Exclude the pictures and reproduce the remaining data exactly as written.

▶ [Given material]:
────────────────

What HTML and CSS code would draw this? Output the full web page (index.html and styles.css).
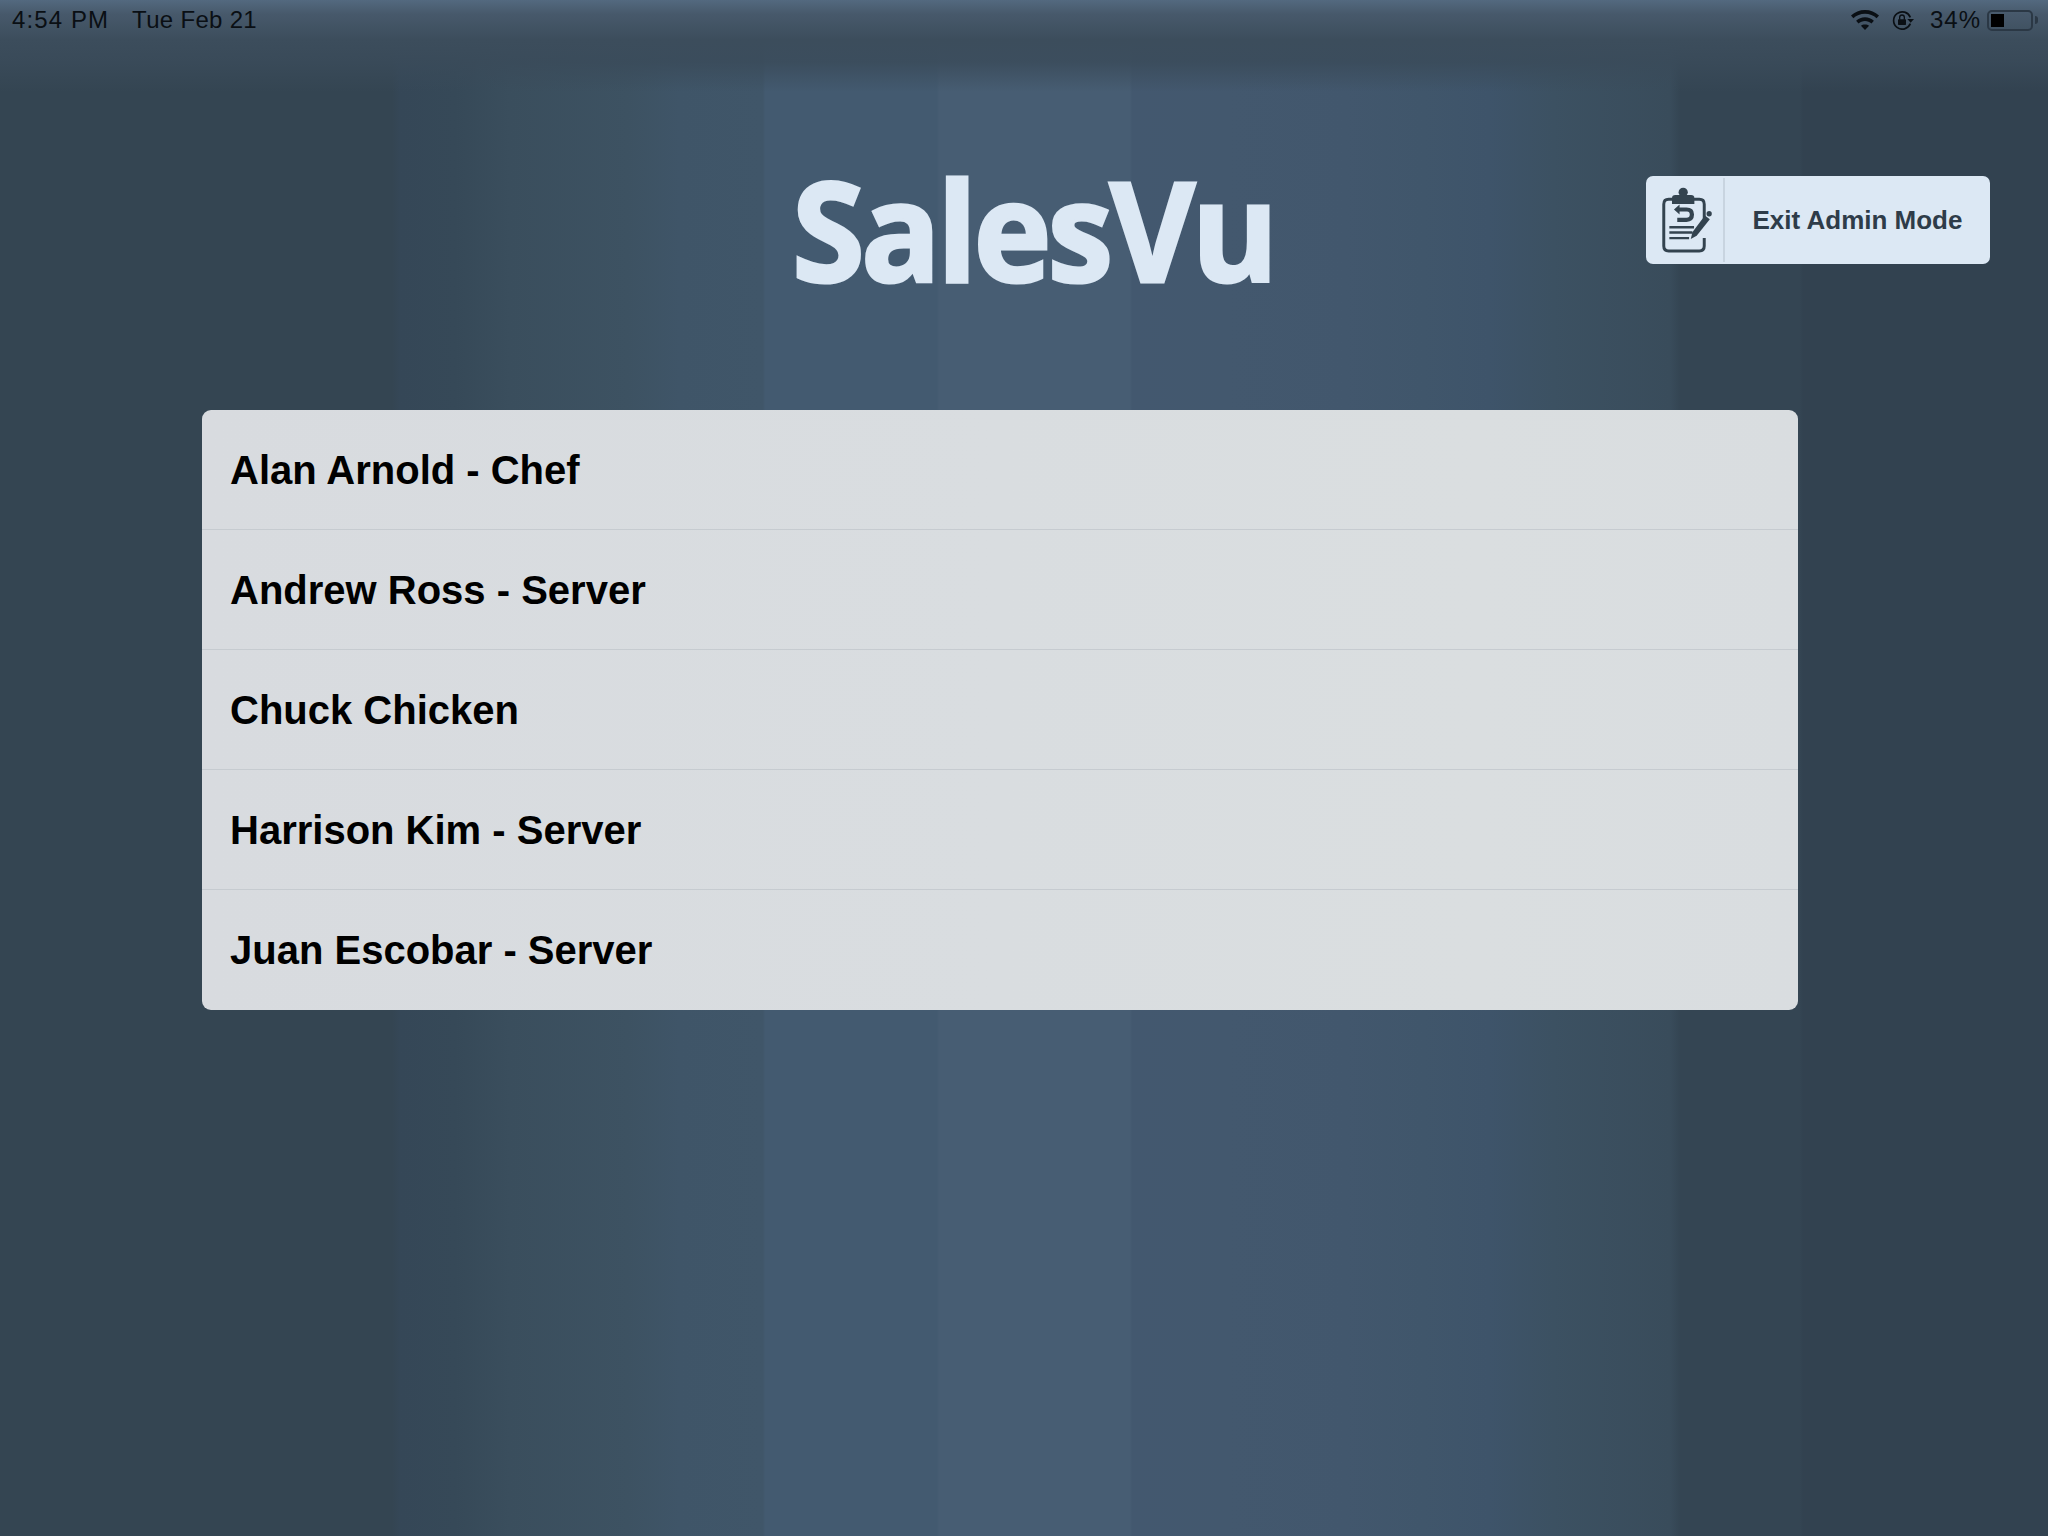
FILE: index.html
```html
<!DOCTYPE html>
<html lang="en">
<head>
<meta charset="utf-8">
<title>SalesVu</title>
<link rel="stylesheet" href="styles.css">
</head>
<body>
<div class="status">
  <div class="status-left"><span class="time">4:54 PM</span><span class="date">Tue Feb 21</span></div>
  <div class="status-right">
    <svg class="wifi" viewBox="0 0 82 58" width="28" height="20"><path d="M41 0C25 0 11 6 0 16l7 8c9-8 21-13 34-13s25 5 34 13l7-8C71 6 57 0 41 0zM41 21c-10 0-19 4-26 10l7 8c5-4 12-7 19-7s14 3 19 7l7-8c-7-6-16-10-26-10zM41 42c-5 0-9 1-12 4l12 12 12-12c-3-3-7-4-12-4z" fill="#0a0f14"/></svg>
    <svg class="lock" viewBox="0 0 66 60" width="22" height="20"><path d="M55 22A26 26 0 1 0 55 41" fill="none" stroke="#0a0f14" stroke-width="5"/><path d="M46 27h20L56 38z" fill="#0a0f14"/><rect x="18" y="28" width="24" height="17" rx="2" fill="#0a0f14"/><path d="M23 29v-7a7 7 0 0 1 14 0v7" fill="none" stroke="#0a0f14" stroke-width="4"/></svg>
    <span class="pct">34%</span>
    <div class="battery"><div class="battery-fill"></div></div>
    <div class="battery-nub"></div>
  </div>
</div>
<header class="top">
  <div class="logo">SalesVu</div>
  <button class="exit">
    <span class="exit-icon">
      <svg viewBox="0 0 234 264" width="78" height="88">
        <g transform="translate(12,-18)">
          <path d="M70 87H57q-15 0-15 15v127q0 15 15 15h93q15 0 15-15v-24M133 87h17q15 0 15 15v44" fill="none" stroke="#33434f" stroke-width="9"/>
          <circle cx="101" cy="66" r="14" fill="#33434f"/>
          <path d="M67 101V84q0-10 10-10h48q10 0 10 10v17z" fill="#33434f"/>
          <path d="M73 118l17-15v9h21q23 0 23 21t-23 23H83v-13h28q10 0 10-10t-10-9H90v9z" fill="#33434f"/>
          <path d="M59 172h75M59 188h70M59 205h60" stroke="#33434f" stroke-width="7"/>
          <path d="M167 136l15 12-40 50-18 10 5-21z" fill="#33434f"/>
          <circle cx="180" cy="131" r="8" fill="#33434f"/>
        </g>
      </svg>
    </span>
    <span class="exit-label">Exit Admin Mode</span>
  </button>
</header>
<main class="list">
  <div class="row">Alan Arnold - Chef</div>
  <div class="row">Andrew Ross - Server</div>
  <div class="row">Chuck Chicken</div>
  <div class="row">Harrison Kim - Server</div>
  <div class="row">Juan Escobar - Server</div>
</main>
</body>
</html>
```

FILE: styles.css
```css
* { box-sizing: border-box; }
html, body { margin: 0; height: 100%; }
body {
  width: 2048px;
  height: 1536px;
  overflow: hidden;
  font-family: "Liberation Sans", Arial, sans-serif;
  background:
    linear-gradient(180deg, #53697f 0, #47596b 14px, #3c4d5c 40px, rgba(58,75,90,.85) 62px, rgba(58,75,90,0) 92px),
    linear-gradient(90deg, #344552 0, #344552 392px, #354757 400px, #364958 455px, #3a4e5d 510px, #3d5262 627px, #3f5568 680px, #405669 763px, #435a70 765px, #435a70 937px, #475d73 939px, #475d73 1130px, #43586f 1132px, #43586e 1227px, #42576d 1345px, #40566b 1423px, #3e546a 1489px, #3c5162 1553px, #394c5b 1670px, #344553 1680px, #344553 1800px, #324250 1803px, #324250 2048px);
}
.status {
  height: 40px;
  display: flex;
  justify-content: space-between;
  align-items: center;
  padding: 0 10px 0 12px;
  font-size: 24px;
  color: #0a0f14;
}
.status-left { display: flex; gap: 23px; }
.time { letter-spacing: 1.1px; }
.date { letter-spacing: .3px; }
.status-right { display: flex; align-items: center; }
.wifi { margin-right: 13px; }
.lock { margin-right: 16px; }
.pct { margin-right: 6px; letter-spacing: 1px; }
.battery {
  width: 46px;
  height: 21px;
  border: 2px solid #2b3845;
  border-radius: 5px;
  padding: 2px;
}
.battery-fill { width: 13px; height: 100%; background: #000; }
.battery-nub {
  width: 3px;
  height: 8px;
  margin-left: 2px;
  background: #2b3845;
  border-radius: 0 3px 3px 0;
}
.top {
  display: flex;
  justify-content: space-between;
  align-items: flex-start;
  padding: 133px 58px 0 792px;
  height: 370px;
}
.logo {
  font-family: "Open Sans", sans-serif;
  font-weight: 700;
  font-size: 139px;
  line-height: 110px;
  letter-spacing: -4px;
  color: #dce8f4;
  -webkit-text-stroke: 3px #dce8f4;
  transform: scaleX(.95);
  transform-origin: left top;
}
.exit {
  width: 344px;
  height: 88px;
  margin-top: 3px;
  padding: 0;
  border: 0;
  border-radius: 7px;
  background: #dce8f4;
  display: flex;
  align-items: center;
  font-family: inherit;
}
.exit-icon {
  width: 79px;
  height: 84px;
  border-right: 2px solid #c8d4e0;
  display: flex;
  align-items: center;
}
.exit-label {
  flex: 1;
  text-align: center;
  font-size: 26px;
  font-weight: 700;
  color: #2e3c49;
}
.list {
  width: 1596px;
  margin-left: 202px;
  background: linear-gradient(90deg, #d8dbdf, #d9dde0 50%, #dadee0 80%, #d9dde0);
  border-radius: 9px;
  overflow: hidden;
}
.row {
  height: 120px;
  display: flex;
  align-items: center;
  padding: 2px 0 0 28px;
  font-size: 40px;
  font-weight: 700;
  color: #000;
  border-bottom: 1px solid #c6cbd0;
}
.row:last-child { border-bottom-color: transparent; }
```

────────────────

▶ [Solved problem]:
What HTML and CSS code would draw this? Output the full web page (index.html and styles.css).
FILE: index.html
```html
<!DOCTYPE html>
<html lang="en">
<head>
<meta charset="utf-8">
<title>SalesVu</title>
<link rel="stylesheet" href="styles.css">
</head>
<body>
<div class="status">
  <div class="status-left"><span class="time">4:54 PM</span><span class="date">Tue Feb 21</span></div>
  <div class="status-right">
    <svg class="wifi" viewBox="0 0 82 58" width="28" height="20"><path d="M41 0C25 0 11 6 0 16l7 8c9-8 21-13 34-13s25 5 34 13l7-8C71 6 57 0 41 0zM41 21c-10 0-19 4-26 10l7 8c5-4 12-7 19-7s14 3 19 7l7-8c-7-6-16-10-26-10zM41 42c-5 0-9 1-12 4l12 12 12-12c-3-3-7-4-12-4z" fill="#0a0f14"/></svg>
    <svg class="lock" viewBox="0 0 66 60" width="22" height="20"><path d="M55 22A26 26 0 1 0 55 41" fill="none" stroke="#0a0f14" stroke-width="5"/><path d="M46 27h20L56 38z" fill="#0a0f14"/><rect x="18" y="28" width="24" height="17" rx="2" fill="#0a0f14"/><path d="M23 29v-7a7 7 0 0 1 14 0v7" fill="none" stroke="#0a0f14" stroke-width="4"/></svg>
    <span class="pct">34%</span>
    <div class="battery"><div class="battery-fill"></div></div>
    <div class="battery-nub"></div>
  </div>
</div>
<header class="top">
  <div class="logo">SalesVu</div>
  <button class="exit">
    <span class="exit-icon">
      <svg viewBox="0 0 234 264" width="78" height="88">
        <g transform="translate(12,-18)">
          <path d="M70 87H57q-15 0-15 15v127q0 15 15 15h93q15 0 15-15v-24M133 87h17q15 0 15 15v44" fill="none" stroke="#33434f" stroke-width="9"/>
          <circle cx="101" cy="66" r="14" fill="#33434f"/>
          <path d="M67 101V84q0-10 10-10h48q10 0 10 10v17z" fill="#33434f"/>
          <path d="M73 118l17-15v9h21q23 0 23 21t-23 23H83v-13h28q10 0 10-10t-10-9H90v9z" fill="#33434f"/>
          <path d="M59 172h75M59 188h70M59 205h60" stroke="#33434f" stroke-width="7"/>
          <path d="M167 136l15 12-40 50-18 10 5-21z" fill="#33434f"/>
          <circle cx="180" cy="131" r="8" fill="#33434f"/>
        </g>
      </svg>
    </span>
    <span class="exit-label">Exit Admin Mode</span>
  </button>
</header>
<main class="list">
  <div class="row">Alan Arnold - Chef</div>
  <div class="row">Andrew Ross - Server</div>
  <div class="row">Chuck Chicken</div>
  <div class="row">Harrison Kim - Server</div>
  <div class="row">Juan Escobar - Server</div>
</main>
</body>
</html>
```

FILE: styles.css
```css
* { box-sizing: border-box; }
html, body { margin: 0; height: 100%; }
body {
  width: 2048px;
  height: 1536px;
  overflow: hidden;
  font-family: "Liberation Sans", Arial, sans-serif;
  background:
    linear-gradient(180deg, #53697f 0, #47596b 14px, #3c4d5c 40px, rgba(58,75,90,.85) 62px, rgba(58,75,90,0) 92px),
    linear-gradient(90deg, #344552 0, #344552 392px, #354757 400px, #364958 455px, #3a4e5d 510px, #3d5262 627px, #3f5568 680px, #405669 763px, #435a70 765px, #435a70 937px, #475d73 939px, #475d73 1130px, #43586f 1132px, #43586e 1227px, #42576d 1345px, #40566b 1423px, #3e546a 1489px, #3c5162 1553px, #394c5b 1670px, #344553 1680px, #344553 1800px, #324250 1803px, #324250 2048px);
}
.status {
  height: 40px;
  display: flex;
  justify-content: space-between;
  align-items: center;
  padding: 0 10px 0 12px;
  font-size: 24px;
  color: #0a0f14;
}
.status-left { display: flex; gap: 23px; }
.time { letter-spacing: 1.1px; }
.date { letter-spacing: .3px; }
.status-right { display: flex; align-items: center; }
.wifi { margin-right: 13px; }
.lock { margin-right: 16px; }
.pct { margin-right: 6px; letter-spacing: 1px; }
.battery {
  width: 46px;
  height: 21px;
  border: 2px solid #2b3845;
  border-radius: 5px;
  padding: 2px;
}
.battery-fill { width: 13px; height: 100%; background: #000; }
.battery-nub {
  width: 3px;
  height: 8px;
  margin-left: 2px;
  background: #2b3845;
  border-radius: 0 3px 3px 0;
}
.top {
  display: flex;
  justify-content: space-between;
  align-items: flex-start;
  padding: 133px 58px 0 792px;
  height: 370px;
}
.logo {
  font-family: "Open Sans", sans-serif;
  font-weight: 700;
  font-size: 139px;
  line-height: 110px;
  letter-spacing: -4px;
  color: #dce8f4;
  -webkit-text-stroke: 3px #dce8f4;
  transform: scaleX(.95);
  transform-origin: left top;
}
.exit {
  width: 344px;
  height: 88px;
  margin-top: 3px;
  padding: 0;
  border: 0;
  border-radius: 7px;
  background: #dce8f4;
  display: flex;
  align-items: center;
  font-family: inherit;
}
.exit-icon {
  width: 79px;
  height: 84px;
  border-right: 2px solid #c8d4e0;
  display: flex;
  align-items: center;
}
.exit-label {
  flex: 1;
  text-align: center;
  font-size: 26px;
  font-weight: 700;
  color: #2e3c49;
}
.list {
  width: 1596px;
  margin-left: 202px;
  background: linear-gradient(90deg, #d8dbdf, #d9dde0 50%, #dadee0 80%, #d9dde0);
  border-radius: 9px;
  overflow: hidden;
}
.row {
  height: 120px;
  display: flex;
  align-items: center;
  padding: 2px 0 0 28px;
  font-size: 40px;
  font-weight: 700;
  color: #000;
  border-bottom: 1px solid #c6cbd0;
}
.row:last-child { border-bottom-color: transparent; }
```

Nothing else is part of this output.